CAIRO, Egypt -- Cornered in a cave somewhere in the wilderness where Pakistan and Afghanistan meet, Osama bin Laden and his top generals may be cut off from fighters and money, yet they can still strike with angry words and ideas.
Their ideology -- rooted in generations of Muslim resentment of the West and aired in a series of audio- and videotapes, on Arabic television and over the Internet -- is creating an al-Qaida legacy of terror that has spread around the world, analysts say.
Al-Qaida "is as much an organization as it is an idea, and that idea is self perpetuating," said Magnus Ranstorp, director of the Center for the Study of Terrorism and Political Violence at St. Andrews University in Scotland. "What is al-Qaida? We make it synonymous with its leadership, with bin Laden. But it's more than that."
The latest audiotape attributed to bin Laden aired Saturday on the Arab television station Al-Jazeera, featuring a call on young Muslims to fight a holy war against American forces in Iraq and threatening suicide attacks inside and outside of the United States.
Also Saturday, an al-Qaida-style recording surfaced on the Internet featuring what is described as audio of militants launching a suicide bomb attack in Saudi Arabia in May, killing 26 people in a Western housing compound. A speaker dedicates the attack to bin Laden and the audio includes what appear to be old statements from him calling on Muslims to wage a holy war on the United States and its allies.
Suicide bombings
In recent years, Islamic militant groups around the world have adopted al-Qaida's strategy of suicide bombings. Groups that once may have been more interested in toppling the government in Jordan, Indonesia or the Philippines also have adopted al-Qaida's internationalist view that the enemy is the West in general and the United States in particular. Muslim resentment also is growing over Israel's treatment of Palestinians.
During the Indonesian trial of Imam Samudra, accused mastermind in the 2002 Bali nightclub bombings that killed 202 people, most of them foreign tourists, prosecutors introduced testimony from another alleged militant who said the Bali bombings were planned after calls by bin Laden for terror strikes on Americans and other Westerners.
In September, when he was sentenced to death, Samudra shouted, "Go to hell, you infidels!" and threatened President Bush and Israeli Prime Minister Ariel Sharon.
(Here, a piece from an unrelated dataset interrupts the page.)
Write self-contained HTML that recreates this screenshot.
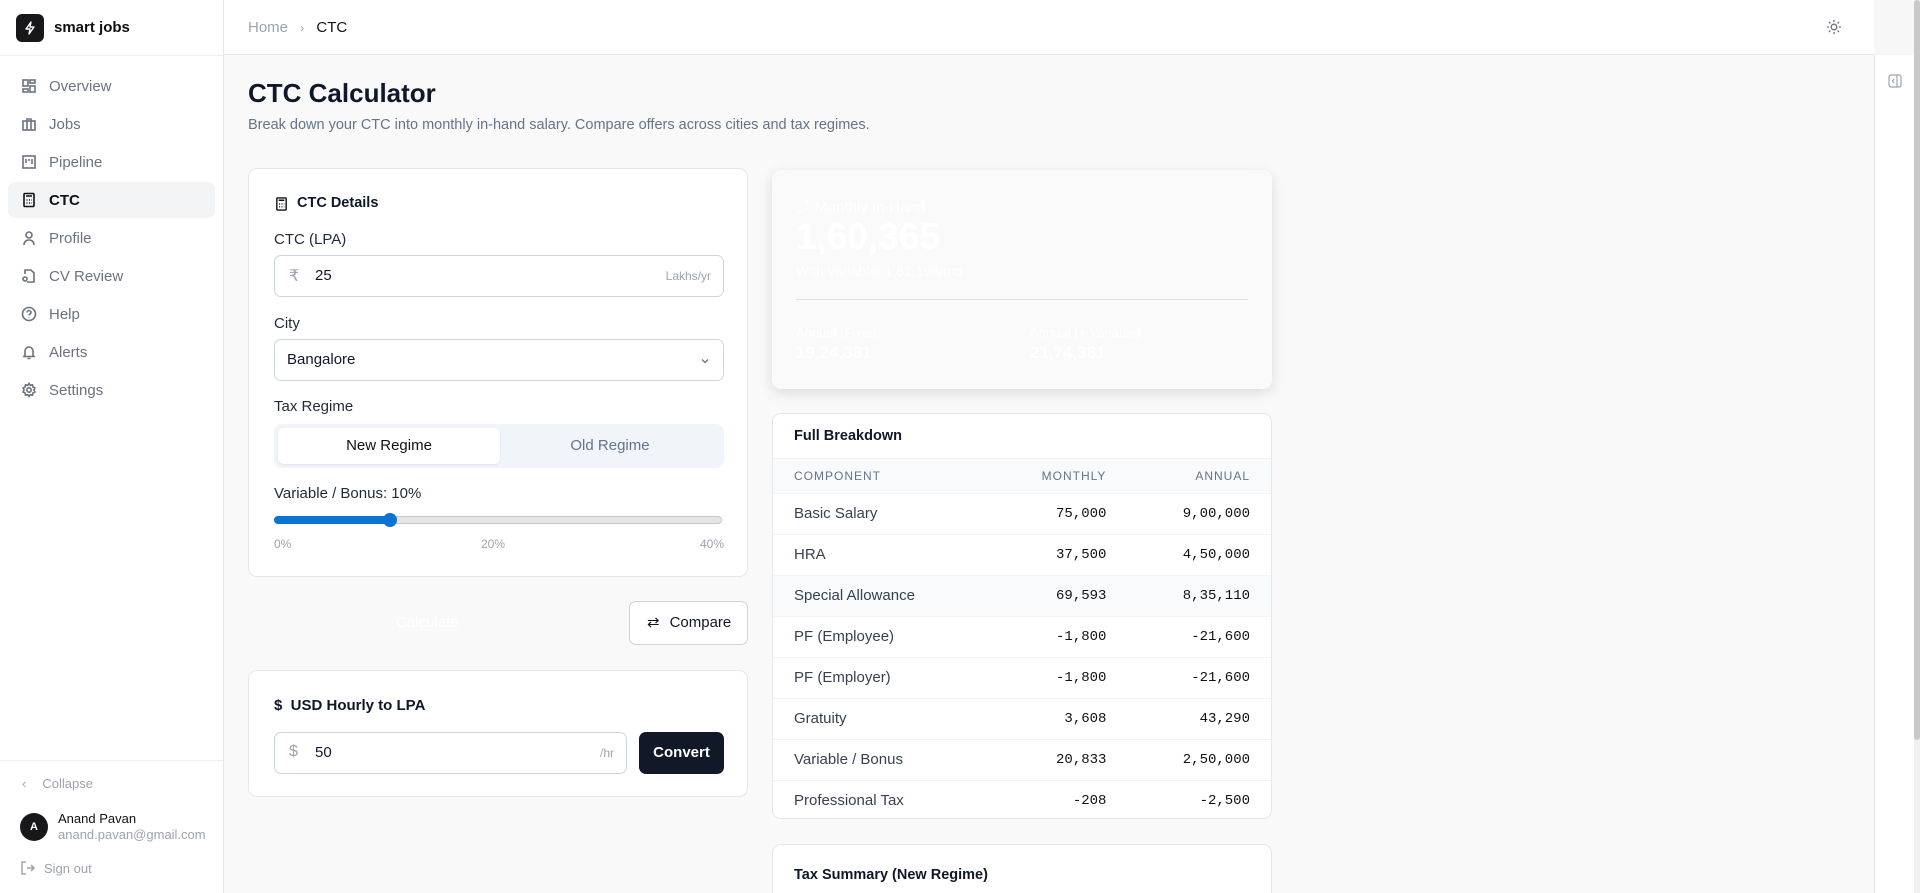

Dia'a Rashwan, an expert on radical Islam at Egypt's Al-Ahram Center for Political and Strategic Studies, said the United States may have played into bin Laden's hands by moving into Iraq to topple Saddam Hussein. Bin Laden said the United States wants to control Muslim land, and now U.S. troops are doing that in the heart of the Arab world.
In the minds of some Muslims, "Bin Laden said theoretical things, but now the theoretical things have become reality," Rashwan said.
Iraq links
U.S. military officials say it is unclear to what extent al-Qaida is organized and on the attack now in Iraq. But L. Paul Bremer, the U.S. administrator in Iraq, has told U.S. lawmakers that Iraq could become a haven for terrorists if the United States fails there.
Benjamin Orbach, a Middle East fellow at Johns Hopkins University's School of Advanced International Studies who has researched al-Qaida, says that if the United States instead succeeds in transforming Iraq into a vibrant, stable democracy, it would undermine militants who say Washington can do no good in the Muslim world. The effort will take long-term commitment -- appropriately enough, said Orbach, given that al-Qaida's adherents are "thinking 100 years, not victory in two or three years."
Since Sept. 11, 2001, Americans have captured or killed al-Qaida generals. The network of militant Muslims has lost its staging ground in Afghanistan. And international cooperation against terrorism has hampered its ability to move fighters, plan strikes and raise money.
Yet bin Laden's deadly enterprise appears to have been at work -- if nothing else, as an inspiration -- from Indonesia to Morocco.
Moroccan officials believe al-Qaida and the Moroccan group Salafia Jihadia, held responsible for May 16 suicide bombings in Casablanca that killed 45, have operational links. Some suspects have testified about undergoing military training in Afghanistan.